Arthur Kingsley Porter
Arthur Kingsley Porter (1883–1933) was an American archaeologist, art historian, and medievalist. He was chair of Harvard University's Art History Department, among other major achievements. Born to a wealthy family in Darien, Connecticut, Porter was a graduate of Yale University. He initially had intended to study law like his father and brother, but turned his attention to architecture while traveling in Europe after a "mystical" experience in front of the cathedral of Countenances, France. Porter claimed to have seen a light shine round him, as if he were in a trance. He decided then he could never be a lawyer and went on to complete a two-year study of architectural practice at Columbia University. (1) After publishing several books in his 20s, he was hired by Harvard University as one of its first professors of art history. In 1912, he married Lucy Bryant Wallace, a member of a prominent New York family. Porter and Lucy settled in Cambridge, Massachusetts, but traveled extensively throughout Europe, eventually purchasing a second home in Donegal, Ireland: Glenveagh Castle. Lucy Porter became a trained photographer, managing Porter's photographic materials. Her photographs accompanying Porter’s publications are recognized today as critical documents in the study of Romanesque architecture. (2)

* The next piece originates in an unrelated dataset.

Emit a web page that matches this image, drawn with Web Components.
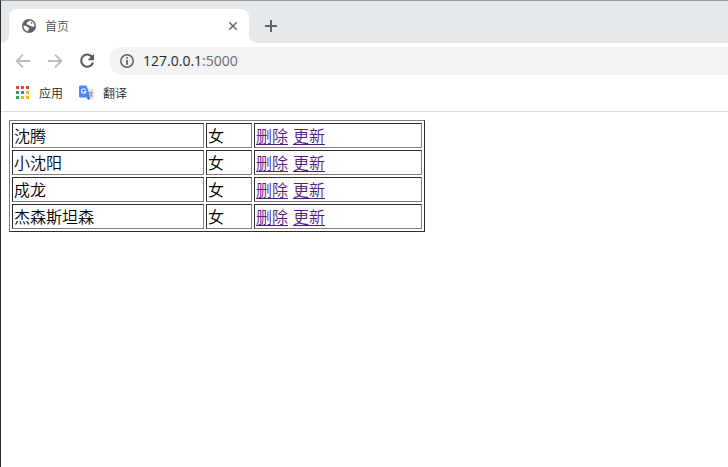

In July 1933, Porter disappeared while staying at his fishing cottage on Inishbofin, an island near Glenveagh Castle off the coast of Ireland. The local coroner eventually ruled his death as “misadventure,” essentially concluding that he fell into the ocean. It was the first time an inquest was held in Ireland without a body, and the disappearance has remained a mystery ever since. (3) Sometime later a small group of American archaeologists claimed to have seen Porter in Spain, and other sightings were reported--though never confirmed--in Brussels and Paris. (4) It was not until the 1980s that Porter’s homosexuality came to light, when Phyllis Grosskurth, biographer of famed British sexologist Havelock Ellis, discovered communication between Porter and Ellis. Ellis’s archive in the British Library in London includes several letters from Porter, who had long struggled with depression and who had only come to the realization or accepted the fact that he was sexually attracted to men in midlife. Ellis put Porter in touch with a young gay charge of his, American writer Alan Campbell, who was almost twenty years Porter’s junior and living in England. Ellis had had an open marriage himself to his lesbian wife Edith Lees. (5) Porter’s wife Lucy accepted the arrangement between her husband and Campbell, and the two men began an affair that began at Glenveagh Castle. A few months later the Porters invited Campbell to live with them in Cambridge, where they hired him as a secretary as cover for the true nature of their relationship. Not long after, rumors began to circulate and Porter was called to the office of Harvard President A. Lawrence Lowell on multiple occasions. The exact nature of the meetings is still unknown, but letters from Ellis’s archive suggest that Porter was threatened with the loss of his job. In 1920, President Lowell had overseen a now notorious “secret court” persecuting students and faculty rumored to be gay--several were permanently expelled and two committed suicide--so it is not surprising that Lowell would have threatened Porter. (Harvard’s secret court was largely kept under wraps until 2002, when an investigative report was published by The Harvard Crimson. The university issued a formal apology, but still refuses to grant posthumous degrees to the expelled students.) Ironically, Lowell’s sister was venerated lesbian poet Amy Lowell. (6)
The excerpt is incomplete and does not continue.